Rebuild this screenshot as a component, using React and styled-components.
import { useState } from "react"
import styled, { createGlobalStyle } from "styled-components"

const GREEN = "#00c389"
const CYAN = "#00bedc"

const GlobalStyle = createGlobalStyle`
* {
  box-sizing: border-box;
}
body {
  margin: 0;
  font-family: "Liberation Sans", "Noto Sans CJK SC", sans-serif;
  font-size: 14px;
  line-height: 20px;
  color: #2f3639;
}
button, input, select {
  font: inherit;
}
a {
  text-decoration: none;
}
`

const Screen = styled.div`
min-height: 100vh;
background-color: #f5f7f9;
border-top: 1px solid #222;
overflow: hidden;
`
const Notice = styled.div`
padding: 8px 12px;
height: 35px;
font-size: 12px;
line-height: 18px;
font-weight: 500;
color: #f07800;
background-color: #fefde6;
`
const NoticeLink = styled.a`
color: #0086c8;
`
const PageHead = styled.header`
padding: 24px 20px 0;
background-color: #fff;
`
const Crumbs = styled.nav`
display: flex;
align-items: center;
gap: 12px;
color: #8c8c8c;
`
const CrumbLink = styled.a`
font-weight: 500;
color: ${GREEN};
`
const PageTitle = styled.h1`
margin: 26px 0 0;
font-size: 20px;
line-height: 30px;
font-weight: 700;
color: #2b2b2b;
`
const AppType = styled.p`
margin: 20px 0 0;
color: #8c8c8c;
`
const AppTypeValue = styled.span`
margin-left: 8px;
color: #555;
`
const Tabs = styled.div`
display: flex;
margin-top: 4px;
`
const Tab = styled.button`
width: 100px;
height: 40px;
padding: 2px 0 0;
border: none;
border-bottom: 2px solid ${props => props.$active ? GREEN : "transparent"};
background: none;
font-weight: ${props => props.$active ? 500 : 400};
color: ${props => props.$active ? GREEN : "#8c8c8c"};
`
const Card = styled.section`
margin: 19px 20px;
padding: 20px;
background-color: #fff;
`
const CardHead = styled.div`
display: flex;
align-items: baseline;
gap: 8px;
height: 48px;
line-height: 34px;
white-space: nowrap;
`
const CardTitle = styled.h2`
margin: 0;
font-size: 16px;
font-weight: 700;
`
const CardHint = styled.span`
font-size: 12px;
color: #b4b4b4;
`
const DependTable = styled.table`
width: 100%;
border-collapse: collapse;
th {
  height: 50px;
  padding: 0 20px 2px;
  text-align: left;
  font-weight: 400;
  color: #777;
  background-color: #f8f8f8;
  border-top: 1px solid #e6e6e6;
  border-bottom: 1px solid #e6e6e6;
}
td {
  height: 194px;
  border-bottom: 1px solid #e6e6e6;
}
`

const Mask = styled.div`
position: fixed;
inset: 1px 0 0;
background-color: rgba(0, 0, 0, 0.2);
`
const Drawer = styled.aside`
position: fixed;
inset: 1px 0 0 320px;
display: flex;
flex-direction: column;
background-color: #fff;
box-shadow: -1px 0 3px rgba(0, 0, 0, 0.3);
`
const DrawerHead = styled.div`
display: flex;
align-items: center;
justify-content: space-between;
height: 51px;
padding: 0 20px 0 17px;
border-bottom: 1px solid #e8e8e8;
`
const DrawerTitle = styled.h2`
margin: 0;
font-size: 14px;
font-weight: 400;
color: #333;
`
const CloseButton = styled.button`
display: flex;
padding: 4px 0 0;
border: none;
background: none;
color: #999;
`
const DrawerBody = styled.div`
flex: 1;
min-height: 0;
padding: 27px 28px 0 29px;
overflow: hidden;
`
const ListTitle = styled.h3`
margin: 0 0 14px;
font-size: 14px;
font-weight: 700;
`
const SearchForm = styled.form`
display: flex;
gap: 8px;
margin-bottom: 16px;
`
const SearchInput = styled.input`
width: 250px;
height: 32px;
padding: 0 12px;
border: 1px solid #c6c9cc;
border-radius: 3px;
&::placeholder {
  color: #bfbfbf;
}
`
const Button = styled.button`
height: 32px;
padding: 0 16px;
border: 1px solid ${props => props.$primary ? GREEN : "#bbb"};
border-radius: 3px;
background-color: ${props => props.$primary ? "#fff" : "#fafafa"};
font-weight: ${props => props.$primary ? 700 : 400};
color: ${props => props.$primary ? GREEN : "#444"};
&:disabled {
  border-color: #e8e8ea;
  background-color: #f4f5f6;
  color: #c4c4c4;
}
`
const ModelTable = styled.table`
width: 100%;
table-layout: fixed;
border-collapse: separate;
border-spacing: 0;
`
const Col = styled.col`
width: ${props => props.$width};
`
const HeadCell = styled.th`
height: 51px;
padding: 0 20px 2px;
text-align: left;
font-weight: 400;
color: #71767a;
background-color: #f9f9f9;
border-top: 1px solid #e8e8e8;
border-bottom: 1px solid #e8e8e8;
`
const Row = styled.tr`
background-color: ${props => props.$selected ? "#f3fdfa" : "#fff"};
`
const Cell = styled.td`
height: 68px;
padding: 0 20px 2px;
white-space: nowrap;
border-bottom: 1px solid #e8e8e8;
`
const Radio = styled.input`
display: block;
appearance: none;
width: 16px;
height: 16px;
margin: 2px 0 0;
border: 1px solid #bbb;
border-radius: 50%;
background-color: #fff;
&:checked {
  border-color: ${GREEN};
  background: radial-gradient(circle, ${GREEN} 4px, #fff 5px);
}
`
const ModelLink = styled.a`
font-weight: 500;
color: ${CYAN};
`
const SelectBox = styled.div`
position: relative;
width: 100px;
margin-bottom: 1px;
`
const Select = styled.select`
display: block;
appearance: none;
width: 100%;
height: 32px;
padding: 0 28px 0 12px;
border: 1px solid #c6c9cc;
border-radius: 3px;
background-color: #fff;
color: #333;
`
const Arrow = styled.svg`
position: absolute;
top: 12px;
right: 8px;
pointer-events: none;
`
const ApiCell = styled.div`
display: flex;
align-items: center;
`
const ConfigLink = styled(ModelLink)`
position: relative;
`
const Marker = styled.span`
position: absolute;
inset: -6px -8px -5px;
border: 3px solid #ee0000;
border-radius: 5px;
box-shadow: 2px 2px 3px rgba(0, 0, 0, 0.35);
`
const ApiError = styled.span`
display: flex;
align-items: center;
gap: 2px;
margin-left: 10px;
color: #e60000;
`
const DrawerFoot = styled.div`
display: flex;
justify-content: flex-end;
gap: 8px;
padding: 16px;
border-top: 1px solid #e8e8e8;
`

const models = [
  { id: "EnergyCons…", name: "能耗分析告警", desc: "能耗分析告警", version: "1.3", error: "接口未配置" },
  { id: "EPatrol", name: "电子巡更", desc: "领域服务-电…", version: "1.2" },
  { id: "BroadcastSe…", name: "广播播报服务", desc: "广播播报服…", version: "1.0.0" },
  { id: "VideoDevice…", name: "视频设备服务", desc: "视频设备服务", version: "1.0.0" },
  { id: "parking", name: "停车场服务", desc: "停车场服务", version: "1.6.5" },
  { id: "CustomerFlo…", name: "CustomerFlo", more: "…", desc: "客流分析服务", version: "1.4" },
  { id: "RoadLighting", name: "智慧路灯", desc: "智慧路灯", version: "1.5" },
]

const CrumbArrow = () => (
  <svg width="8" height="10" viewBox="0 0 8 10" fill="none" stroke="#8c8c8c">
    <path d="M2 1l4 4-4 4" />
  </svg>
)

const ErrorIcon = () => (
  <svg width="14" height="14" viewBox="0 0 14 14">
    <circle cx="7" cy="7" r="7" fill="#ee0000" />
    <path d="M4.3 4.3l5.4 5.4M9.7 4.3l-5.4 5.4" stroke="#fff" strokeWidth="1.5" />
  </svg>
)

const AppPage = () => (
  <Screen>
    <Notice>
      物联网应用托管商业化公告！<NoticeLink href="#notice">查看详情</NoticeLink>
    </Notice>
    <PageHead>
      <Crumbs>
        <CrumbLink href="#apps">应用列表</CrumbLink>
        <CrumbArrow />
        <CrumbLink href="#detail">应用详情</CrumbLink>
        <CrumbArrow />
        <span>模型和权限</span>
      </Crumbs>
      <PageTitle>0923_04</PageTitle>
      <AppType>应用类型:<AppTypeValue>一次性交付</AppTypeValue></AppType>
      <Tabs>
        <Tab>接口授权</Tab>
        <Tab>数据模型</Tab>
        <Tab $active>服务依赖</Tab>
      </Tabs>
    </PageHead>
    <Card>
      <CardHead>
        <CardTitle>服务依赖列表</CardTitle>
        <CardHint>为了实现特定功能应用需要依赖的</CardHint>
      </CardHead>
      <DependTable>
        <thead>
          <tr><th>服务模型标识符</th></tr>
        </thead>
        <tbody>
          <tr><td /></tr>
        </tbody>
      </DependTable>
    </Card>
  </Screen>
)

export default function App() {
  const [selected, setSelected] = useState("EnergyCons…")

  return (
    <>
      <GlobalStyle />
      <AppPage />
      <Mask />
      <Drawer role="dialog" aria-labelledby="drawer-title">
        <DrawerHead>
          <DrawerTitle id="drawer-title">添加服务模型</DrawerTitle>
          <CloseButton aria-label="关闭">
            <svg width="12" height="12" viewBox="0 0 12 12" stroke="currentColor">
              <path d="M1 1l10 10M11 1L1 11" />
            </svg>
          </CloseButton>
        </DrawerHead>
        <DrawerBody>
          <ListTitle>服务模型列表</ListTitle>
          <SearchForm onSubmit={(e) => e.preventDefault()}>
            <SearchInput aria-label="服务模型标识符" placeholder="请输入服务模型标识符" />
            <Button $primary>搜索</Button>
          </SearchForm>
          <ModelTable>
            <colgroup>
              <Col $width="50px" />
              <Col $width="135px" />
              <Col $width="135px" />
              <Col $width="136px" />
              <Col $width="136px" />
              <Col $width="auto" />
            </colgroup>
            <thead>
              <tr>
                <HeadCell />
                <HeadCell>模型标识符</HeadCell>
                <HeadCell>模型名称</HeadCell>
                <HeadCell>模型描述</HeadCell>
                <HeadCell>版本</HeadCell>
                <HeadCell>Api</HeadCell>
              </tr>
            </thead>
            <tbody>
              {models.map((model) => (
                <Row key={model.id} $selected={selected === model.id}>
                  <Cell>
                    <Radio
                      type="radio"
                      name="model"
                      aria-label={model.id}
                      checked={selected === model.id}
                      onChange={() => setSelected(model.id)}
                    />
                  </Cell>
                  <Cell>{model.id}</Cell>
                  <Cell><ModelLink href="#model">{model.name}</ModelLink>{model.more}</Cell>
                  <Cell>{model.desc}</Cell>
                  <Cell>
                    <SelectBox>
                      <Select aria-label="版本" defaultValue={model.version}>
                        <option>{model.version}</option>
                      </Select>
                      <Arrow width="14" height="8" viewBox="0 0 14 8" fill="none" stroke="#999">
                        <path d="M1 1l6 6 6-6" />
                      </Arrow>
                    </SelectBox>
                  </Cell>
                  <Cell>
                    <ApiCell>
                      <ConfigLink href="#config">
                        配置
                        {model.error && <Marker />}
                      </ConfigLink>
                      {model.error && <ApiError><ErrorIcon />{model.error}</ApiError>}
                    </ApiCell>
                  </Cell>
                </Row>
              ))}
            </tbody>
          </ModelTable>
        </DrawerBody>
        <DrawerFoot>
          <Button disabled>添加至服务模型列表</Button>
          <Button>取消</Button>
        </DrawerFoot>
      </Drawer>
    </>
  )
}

####################

**What to work on**
Copy all the lines above that hold the string "components".

**Output of the exercise**
Rebuild this screenshot as a component, using React and styled-components.
import styled, { createGlobalStyle } from "styled-components"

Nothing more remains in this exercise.